O ministro João Otávio de Noronha relatou que, no ano passado, quando ainda exercia o cargo de corregedor-geral da Justiça Federal (hoje exercido pelo ministro Arnaldo Esteves Lima), foi à França em missão institucional e visitou a Agência de Bens Apreendidos. “Fiquei surpreso com a praticidade e o pragmatismo com que a agência lida com os bens”, elogiou. Essa iniciativa francesa, na visão do ministro, “é espetacular”. Desde então, ele deu início a discussões para estudar a criação de uma agência nacional de bens apreendidos, nos mesmos moldes da agência francesa, no Brasil.
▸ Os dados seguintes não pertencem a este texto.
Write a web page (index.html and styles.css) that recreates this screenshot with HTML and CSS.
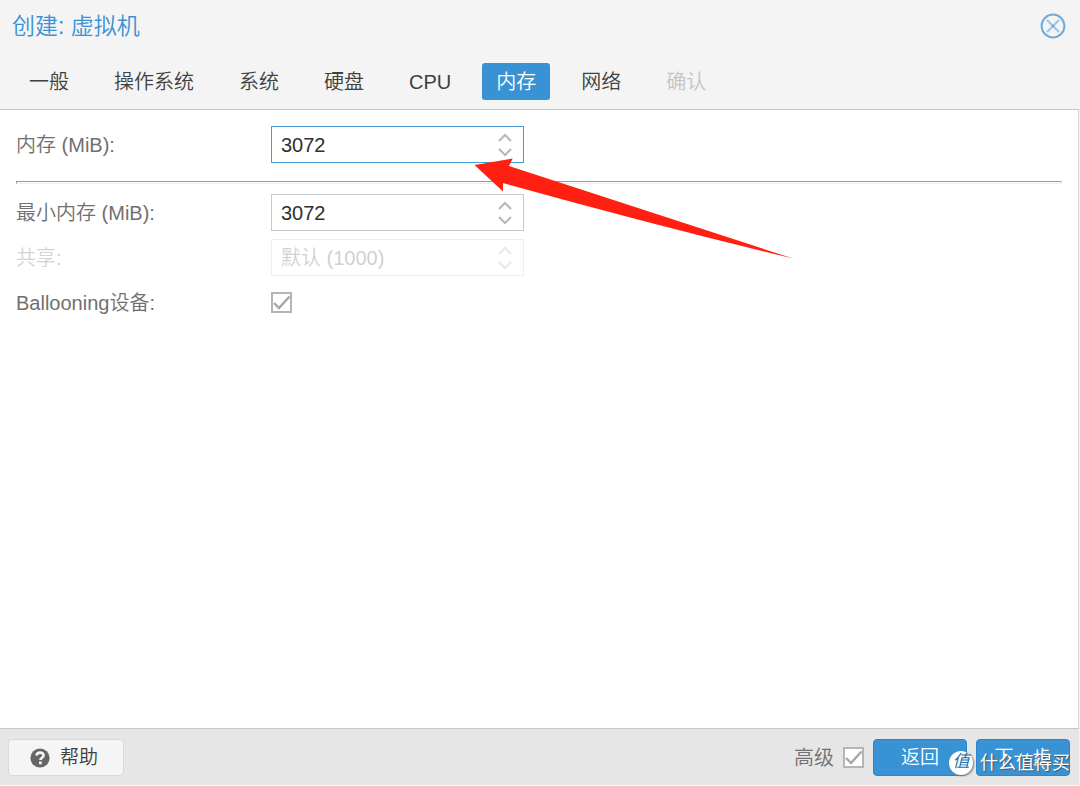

O problema dos bens apreendidos, segundo o ministro Noronha, não está resolvido no Brasil. “O juiz está com a ‘batata quente’ nas mãos”. Esse encargo, segundo ele, precisa ser retirado do juiz, para que ele possa se dedicar ao julgamento dos casos e ter tempo para isso.  “Precisamos criar rápido essa agência para que o espólio dos bens deixados pelas organizações criminosas, que representa um montante significativo, não se perca”. Na avaliação do ministro, uma agência de bens apreendidos, no Brasil, já começaria com um patrimônio gigantesco, considerando-se a quantidade de bens apreendidos pelos juízes criminais. “Nos crimes de lavagem de dinheiro os valores são muito altos. Estamos falando de milhões de reais”, sublinha.

O ministro relata uma dificuldade enfrentada por ele mesmo, relator no STJ da ação penal relativa ao caso conhecido como “Operação Mãos Limpas”, que resultou na prisão de diversas autoridades do Amapá e no confisco de bens dessas autoridades – automóveis como Ferraris e Maseratis e até mesmo um avião, além de imóveis. Somente um ano após o confisco desses bens, devido aos trâmites legais que precisam ser seguidos, foi possível iniciar o leilão. O avião, segundo o ministro, foi avaliado em apenas R$ 50 mil – o que o fez determinar a reavaliação por um perito. “Se esse avião tivesse sido vendido logo que foi apreendido, valeria em torno de US$ 1 milhão”, afirma.